The American economy is solid. There is continuing demand for many of the benchmarks of increased standards of living. Many overseas countries are still slowly picking up the pieces of their economy. But as in the Japanese economy, the American economy is also beginning to show signs of a shortage of innovation.

Massive money was wasted in so many ventures (possibly approaching one $trillion) from fiber optics to new satellite networks (Irridium and at least two others), the dot coms, and numerous corporate mergers. This is all money that will suddenly appear missing in the future when profits should have been realized. This is not rationalization for a recession. We should just realize that so many technologies stifled by MBAs of the 1970 and 1980 have finally been recovered, developed, marketed, and ubiquitously available. The resulting boom is over because so many stifled technologies have finally been released to markets. Welcome back to realty. Even gasoline prices are finally rising back to normal levels.

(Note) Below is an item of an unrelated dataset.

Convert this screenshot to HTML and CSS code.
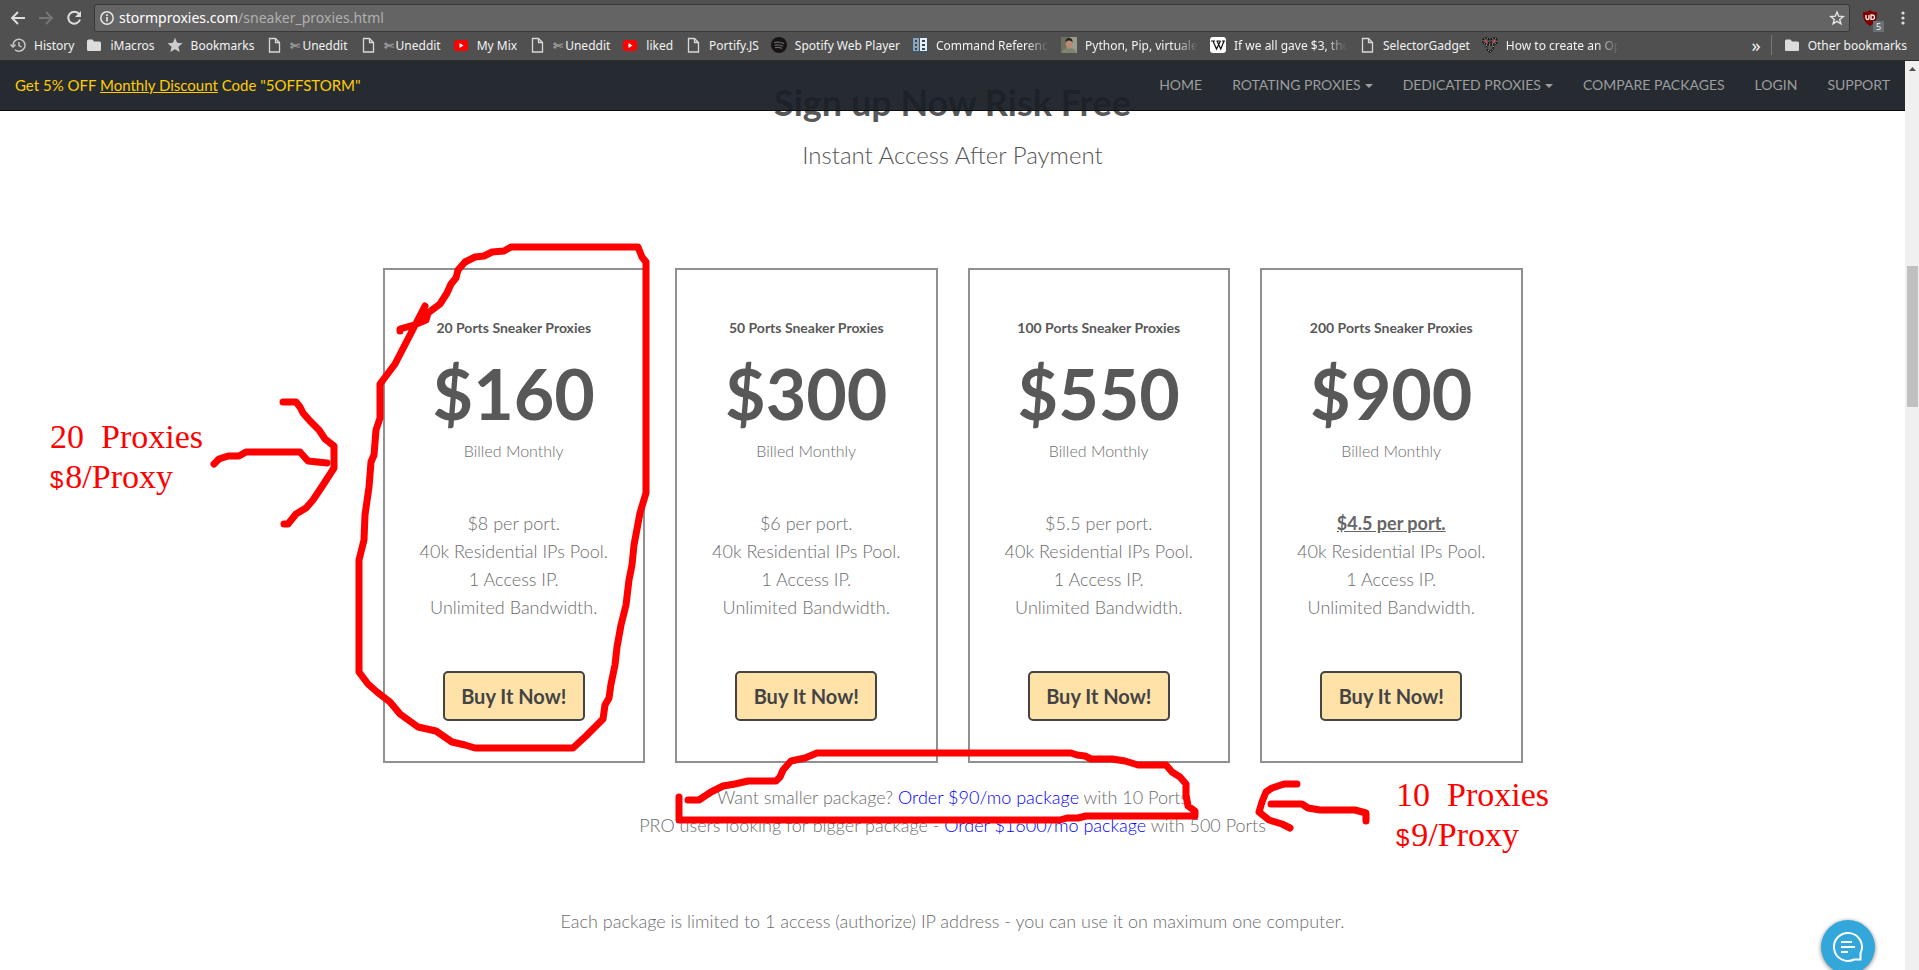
FILE: index.html
```html
<!DOCTYPE html>
<html lang="en">
<head>
<meta charset="utf-8">
<title>Sneaker Proxies</title>
<link rel="stylesheet" href="styles.css">
</head>
<body>
<svg class="defs" aria-hidden="true">
  <symbol id="doc" viewBox="0 0 16 16"><path d="M3.5 1.5h6l4 4v9.500h-10zM9.500 1.500v4h4" fill="none" stroke="#d8d8d8" stroke-width="1.300"/></symbol>
  <symbol id="folder" viewBox="0 0 16 16"><path d="M1 4q0-1.500 1.500-1.500h4l1.500 2h5.500q1.500 0 1.500 1.500v7q0 1-1.500 1h-11q-1.500 0-1.500-1z" fill="#dcdcdc"/></symbol>
  <symbol id="youtube" viewBox="0 0 16 16"><rect x="1" y="3" width="14" height="11" rx="2.500" fill="#f00"/><path d="M6.500 6v5l4-2.500z" fill="#fff"/></symbol>
</svg>

<header class="browser">
  <div class="toolbar">
    <button class="tool" aria-label="Back"><svg viewBox="0 0 16 16"><path d="M15 8H2M8 2L2 8l6 6" fill="none" stroke="#dedede" stroke-width="1.900"/></svg></button>
    <button class="tool" aria-label="Forward"><svg viewBox="0 0 16 16"><path d="M1 8h13M8 2l6 6-6 6" fill="none" stroke="#777" stroke-width="1.900"/></svg></button>
    <button class="tool" aria-label="Reload"><svg viewBox="0 0 16 16"><path d="M13.200 4.200A6 6 0 1 0 14 9.500" fill="none" stroke="#dedede" stroke-width="2"/><path d="M15 1v6H9z" fill="#dedede"/></svg></button>
    <div class="address">
      <svg class="info" viewBox="0 0 16 16"><circle cx="8" cy="8" r="6.200" fill="none" stroke="#e4e4e4" stroke-width="1.500"/><path d="M8 7v4.500M8 4.300v1.700" stroke="#e4e4e4" stroke-width="1.700"/></svg>
      <span class="url"><b>stormproxies.com</b>/sneaker_proxies.html</span>
      <button class="tool" aria-label="Bookmark this page"><svg viewBox="0 0 16 16"><path d="M8 2l1.700 4.200 4.500.300-3.500 2.900 1.200 4.400L8 11.400l-3.900 2.400 1.200-4.400L1.800 6.500l4.500-.3z" fill="none" stroke="#e6e6e6" stroke-width="1.400"/></svg></button>
    </div>
    <button class="tool shield" aria-label="Content blocker"><svg viewBox="0 0 16 16"><path d="M8 0c2 1.700 4 2 7 2 0 6-.5 10-7 14C1.500 12 1 8 1 2c3 0 5-.3 7-2z" fill="#800000"/><path d="M4 5v3q0 1.500 1.500 1.500T7 8V5M9 5v4.400q3.500.3 3.500-2.200T9 5z" fill="none" stroke="#fff" stroke-width="1.300"/></svg><span class="count">5</span></button>
    <button class="tool" aria-label="Menu"><svg viewBox="0 0 16 16"><g fill="#dedede"><circle cx="8" cy="3" r="1.600"/><circle cx="8" cy="8" r="1.600"/><circle cx="8" cy="13" r="1.600"/></g></svg></button>
  </div>
  <nav class="bookmarks" aria-label="Bookmarks">
    <a href="#"><svg viewBox="0 0 16 16"><path d="M3 8.500A6 6 0 1 1 5 12.700M.500 7.500L3 10l2.500-2.500M9 5v3.500l2.500 1.500" fill="none" stroke="#ccc" stroke-width="1.400"/></svg><span>History</span></a>
    <a href="#"><svg><use href="#folder"/></svg><span>iMacros</span></a>
    <a href="#"><svg viewBox="0 0 16 16"><path d="M8 .8l2.100 5 5.400.4-4.100 3.500 1.300 5.300L8 12.200 3.300 15l1.300-5.300L.5 6.200l5.400-.4z" fill="#ccc"/></svg><span>Bookmarks</span></a>
    <a href="#"><svg><use href="#doc"/></svg><span><i>✄</i>Uneddit</span></a>
    <a href="#"><svg><use href="#doc"/></svg><span><i>✄</i>Uneddit</span></a>
    <a href="#"><svg><use href="#youtube"/></svg><span>My Mix</span></a>
    <a href="#"><svg><use href="#doc"/></svg><span><i>✄</i>Uneddit</span></a>
    <a href="#"><svg><use href="#youtube"/></svg><span>liked</span></a>
    <a href="#"><svg><use href="#doc"/></svg><span>Portify.JS</span></a>
    <a href="#"><svg viewBox="0 0 16 16"><circle cx="8" cy="8" r="8" fill="#191414"/><path d="M3 5.700q5-1.500 10 1M3.500 8.300q4.500-1.200 8.500 1M4 10.700q4-1 7 .8" fill="none" stroke="#666" stroke-width="1.300"/></svg><span>Spotify Web Player</span></a>
    <a href="#"><svg viewBox="0 0 16 16"><path d="M0 0h16v16H0z" fill="#3f5363"/><path d="M1 1h6v13H1z" fill="#8ba3b5"/><path d="M8 1h7v13H8z" fill="#e8eef2"/><path d="M3 3h2v2H3zM3 7h2v2H3zM3 11h2v2H3z" fill="#33475a"/><path d="M10 3h3v2h-3zM10 7h3v2h-3zM10 11h3v2h-3z" fill="#33475a"/></svg><span class="fade">Command Reference</span></a>
    <a href="#"><svg viewBox="0 0 16 16"><path d="M0 0h16v16H0z" fill="#6d705f"/><path d="M9 0h7v16H9z" fill="#9a9b90"/><path d="M1 16q0-5 7-5t7 5z" fill="#7d8570"/><ellipse cx="8" cy="7" rx="3.300" ry="5" fill="#b98a72"/><path d="M4.500 6q-.5-5 3.500-5t3.500 5Q11 3.500 8 3.500T4.500 6z" fill="#2a211d"/></svg><span class="fade">Python, Pip, virtualenv</span></a>
    <a href="#"><svg viewBox="0 0 16 16"><rect width="16" height="16" rx="3" fill="#fff"/><path d="M1 4h4M6.500 4h4M12 4h3M3 4l3.500 8L10.500 4M7 4l3.800 8L14 4" fill="none" stroke="#111" stroke-width="1.200"/></svg><span class="fade">If we all gave $3, the fund</span></a>
    <a href="#"><svg><use href="#doc"/></svg><span>SelectorGadget</span></a>
    <a href="#"><svg viewBox="0 0 16 16"><g fill="#555" stroke="#111" stroke-width="1.500"><circle cx="4" cy="4" r="3"/><circle cx="12" cy="4" r="3"/><path d="M4 8h8l-1 4-3 3-3-3z"/></g><g fill="none" stroke="#ccc" stroke-dasharray="1 2"><circle cx="4" cy="4" r="3"/><circle cx="12" cy="4" r="3"/><path d="M4 8h8l-1 4-3 3-3-3z"/></g><path d="M3 3l2 3M13 3l-2 3" stroke="#e44" stroke-width="1.500"/></svg><span class="fade">How to create an Open</span></a>
    <button class="more" aria-label="More bookmarks">»</button>
    <a class="other" href="#"><svg><use href="#folder"/></svg><span>Other bookmarks</span></a>
  </nav>
</header>

<div class="viewport">
  <div class="page">
    <nav class="site-nav">
      <p>Get 5% OFF <u>Monthly Discount</u> Code "5OFFSTORM"</p>
      <ul>
        <li><a href="#">HOME</a></li>
        <li><a class="caret" href="#">ROTATING PROXIES</a></li>
        <li><a class="caret" href="#">DEDICATED PROXIES</a></li>
        <li><a href="#">COMPARE PACKAGES</a></li>
        <li><a href="#">LOGIN</a></li>
        <li><a href="#">SUPPORT</a></li>
      </ul>
    </nav>
    <main>
      <h2>Sign up Now Risk Free</h2>
      <p class="sub">Instant Access After Payment</p>
      <div class="plans">
        <section class="plan">
          <h3>20 Ports Sneaker Proxies</h3>
          <strong class="price">$160</strong>
          <p class="billed">Billed Monthly</p>
          <ul><li>$8 per port.</li><li>40k Residential IPs Pool.</li><li>1 Access IP.</li><li>Unlimited Bandwidth.</li></ul>
          <button class="buy">Buy It Now!</button>
        </section>
        <section class="plan">
          <h3>50 Ports Sneaker Proxies</h3>
          <strong class="price">$300</strong>
          <p class="billed">Billed Monthly</p>
          <ul><li>$6 per port.</li><li>40k Residential IPs Pool.</li><li>1 Access IP.</li><li>Unlimited Bandwidth.</li></ul>
          <button class="buy">Buy It Now!</button>
        </section>
        <section class="plan">
          <h3>100 Ports Sneaker Proxies</h3>
          <strong class="price">$550</strong>
          <p class="billed">Billed Monthly</p>
          <ul><li>$5.5 per port.</li><li>40k Residential IPs Pool.</li><li>1 Access IP.</li><li>Unlimited Bandwidth.</li></ul>
          <button class="buy">Buy It Now!</button>
        </section>
        <section class="plan">
          <h3>200 Ports Sneaker Proxies</h3>
          <strong class="price">$900</strong>
          <p class="billed">Billed Monthly</p>
          <ul><li class="best">$4.5 per port.</li><li>40k Residential IPs Pool.</li><li>1 Access IP.</li><li>Unlimited Bandwidth.</li></ul>
          <button class="buy">Buy It Now!</button>
        </section>
      </div>
      <p class="note">Want smaller package? <a href="#">Order $90/mo package</a> with 10 Ports<br>PRO users looking for bigger package - <a href="#">Order $1600/mo package</a> with 500 Ports</p>
      <p class="limit">Each package is limited to 1 access (authorize) IP address - you can use it on maximum one computer.</p>
    </main>
    <button class="chat" aria-label="Open chat"><svg viewBox="0 0 32 32" fill="none" stroke="#fff" stroke-width="2"><path d="M28.500 22.200A14 14 0 1 0 22.200 28.500H28.500zM9 11h11M9 16h14M9 21h7"/></svg></button>
  </div>
  <div class="scrollbar" aria-hidden="true"><svg viewBox="0 0 14 14"><path d="M4 10h7L7.500 6z" fill="#505050"/></svg><div class="thumb"></div></div>
</div>

<div class="markup">
  <svg viewBox="0 0 1919 970">
    <path d="M425 306L395 364 380 384V418L376 430 374 455 371 462 369 487 365 515 364 540 359 560V672L368 684 377 692 390 702 400 714 418 727 436 731 452 742 465 745 475 748H573L586 736 603 719 605 705 609 698 611 684 615 665 617 647 621 625 626 605 629 580 632 565 634 545 640 513 646 493V262L642 257 638 247H511L504 251 492 252 484 256 475 257 465 262 458 270 456 278 451 284 447 293 440 304 428 313 426 320 414 325 400 329V331"/>
    <path d="M214 464L219 459 228 456H239L246 452H300L308 461 327 463"/>
    <path d="M283 402H296L300 407 303 413 310 421 319 430 325 439 334 446V468L323 485 313 500 306 508 296 514 288 524H284"/>
    <path d="M688 800H699L711 792 723 786 735 784 748 781H776L780 777 783 770 791 761 805 758 817 753H1071L1077 755 1085 756 1091 759H1112L1125 761 1138 765H1166L1172 772 1180 777 1186 784V795L1188 806 1195 811V816H1086L1078 818H1067L1060 820H679V797"/>
    <path d="M1297 784H1284L1272 788 1266 792 1262 802 1259 812 1269 820 1282 824 1290 828"/>
    <path d="M1271 804H1302L1308 808 1320 810H1355L1366 813V821"/>
  </svg>
  <p class="label label-left">20 &nbsp;Proxies<br><small>$</small>8/Proxy</p>
  <p class="label label-right">10 &nbsp;Proxies<br><small>$</small>9/Proxy</p>
</div>
</body>
</html>
```
FILE: styles.css
```css
* { box-sizing: border-box; }
body { margin: 0; height: 100vh; display: flex; flex-direction: column; overflow: hidden; position: relative; background: #fff; font-family: Lato, sans-serif; }
p, h2, h3, ul { margin: 0; padding: 0; }
ul { list-style: none; }
button { font: inherit; margin: 0; padding: 0; border: 0; background: none; color: inherit; }
.defs { position: absolute; width: 0; height: 0; }

.browser { background: #505050; color: #f2f2f2; font-family: "Noto Sans", sans-serif; border-bottom: 1px solid #2d2d2d; }
.toolbar { display: flex; align-items: center; gap: 12px; padding: 4px 8px 0 10px; }
.tool { display: flex; width: 16px; height: 16px; position: relative; }
.tool svg, .info { width: 16px; height: 16px; flex: none; }
.address { flex: 1; display: flex; align-items: center; gap: 4px; height: 28px; padding: 0 4px; background: #646464; border: 1px solid #3a3a3a; border-radius: 3px; }
.url { flex: 1; font-size: 14px; line-height: 20px; color: #b0b0b0; }
.url b { font-weight: 400; color: #fff; }
.shield { margin-right: 5px; }
.count { position: absolute; right: -6px; bottom: -6px; width: 11px; height: 11px; background: #6a7075; font-size: 9px; line-height: 11px; text-align: center; }
.bookmarks { display: flex; align-items: center; gap: 12px; height: 28px; padding: 0 12px 2px 10px; font-size: 12px; white-space: nowrap; }
.bookmarks a { display: flex; align-items: center; gap: 8px; color: inherit; text-decoration: none; }
.bookmarks svg { width: 16px; height: 16px; flex: none; }
.bookmarks i { font-style: normal; color: #ccc; margin-right: 2px; }
.fade { width: 113px; overflow: hidden; -webkit-mask-image: linear-gradient(90deg, #000 80%, transparent); mask-image: linear-gradient(90deg, #000 80%, transparent); }
.more { margin-left: auto; font-size: 18px; line-height: 20px; padding-right: 10px; }

.viewport { flex: 1; display: flex; min-height: 0; }
.page { flex: 1; position: relative; overflow: hidden; }
.site-nav { position: absolute; inset: 0 0 auto 0; display: flex; justify-content: space-between; align-items: center; height: 50px; padding-left: 15px; background: rgba(25, 32, 38, .95); border-bottom: 1px solid #090c0f; }
.site-nav p { color: #fc0; font-size: 15px; line-height: 20px; padding-bottom: 2px; }
.site-nav ul { display: flex; font-size: 14px; }
.site-nav a { display: block; padding: 14px 15px 16px; line-height: 20px; color: #9d9d9d; text-decoration: none; }
.caret::after { content: ""; display: inline-block; margin-left: 4px; vertical-align: middle; border: 4px solid transparent; border-top-color: currentColor; border-bottom: 0; }
.more { border-right: 1px solid #777; }

main { text-align: center; color: #6c6c6c; font-weight: 300; font-size: 18px; line-height: 28px; padding-top: 21px; }
h2 { font-size: 36px; line-height: 40px; font-weight: 700; color: #585858; }
.sub { font-size: 24px; line-height: 28px; margin-top: 19px; color: #555; }
.plans { display: grid; grid-template-columns: repeat(4, 1fr); gap: 30px; max-width: 1140px; margin: 99px auto 0; }
.plan { border: 2px solid #909090; padding: 48px 0 40px; }
h3 { font-size: 14px; line-height: 20px; color: #585858; font-weight: 700; }
.price { display: block; font-size: 70px; line-height: 80px; margin-top: 15px; color: #585858; font-weight: 700; }
.billed { font-size: 16px; line-height: 24px; margin-top: 6px; }
.plan ul { margin-top: 46px; }
.best { font-weight: 700; text-decoration: underline; color: #666; }
.buy { width: 142px; height: 50px; margin-top: 50px; border: 2px solid #444; border-radius: 5px; background: #ffe2a8; color: #444; font-size: 20px; font-weight: 700; }
.note { margin-top: 20px; }
.note a { color: #00f; text-decoration: none; }
.limit { margin-top: 68px; }
.chat { position: absolute; right: 30px; bottom: -4px; width: 54px; height: 54px; border-radius: 50%; background: #33a7d9; box-shadow: 0 1px 4px rgba(0, 0, 0, .5); display: grid; place-items: center; }
.chat svg { width: 32px; height: 32px; }
.scrollbar { width: 14px; background: #f0f0f0; }
.scrollbar svg { display: block; width: 14px; height: 14px; }
.thumb { height: 141px; margin: 191px 1px 0 2px; background: #c0c0c0; }

.markup { position: absolute; inset: 0; pointer-events: none; color: #f00; }
.markup svg { width: 100%; height: 100%; fill: none; stroke: #f00; stroke-width: 7; stroke-linecap: round; stroke-linejoin: round; }
.label { position: absolute; font: 34px/40px "Liberation Serif", serif; white-space: nowrap; }
.label small { font: 24px/24px "Liberation Sans", sans-serif; margin-right: 2px; }
.label-left { left: 50px; top: 417px; }
.label-right { left: 1396px; top: 775px; }
```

IOW, what promised to be the driving economic force of 2000s will not happen even though almost everything is there - except the last mile. There is little demand for all those new servers, all that fiber optic switching equipment, conferencing hardware and software, networked appliances, or even the 1.3 Gigahetz processor - when the last mile does not exist to justify all this equipment.

How can the computer industry growth continue when a 486-66 Mhz processor is still sufficient for almost all current Internet activity? That last mile has stifled new demands in so many industries.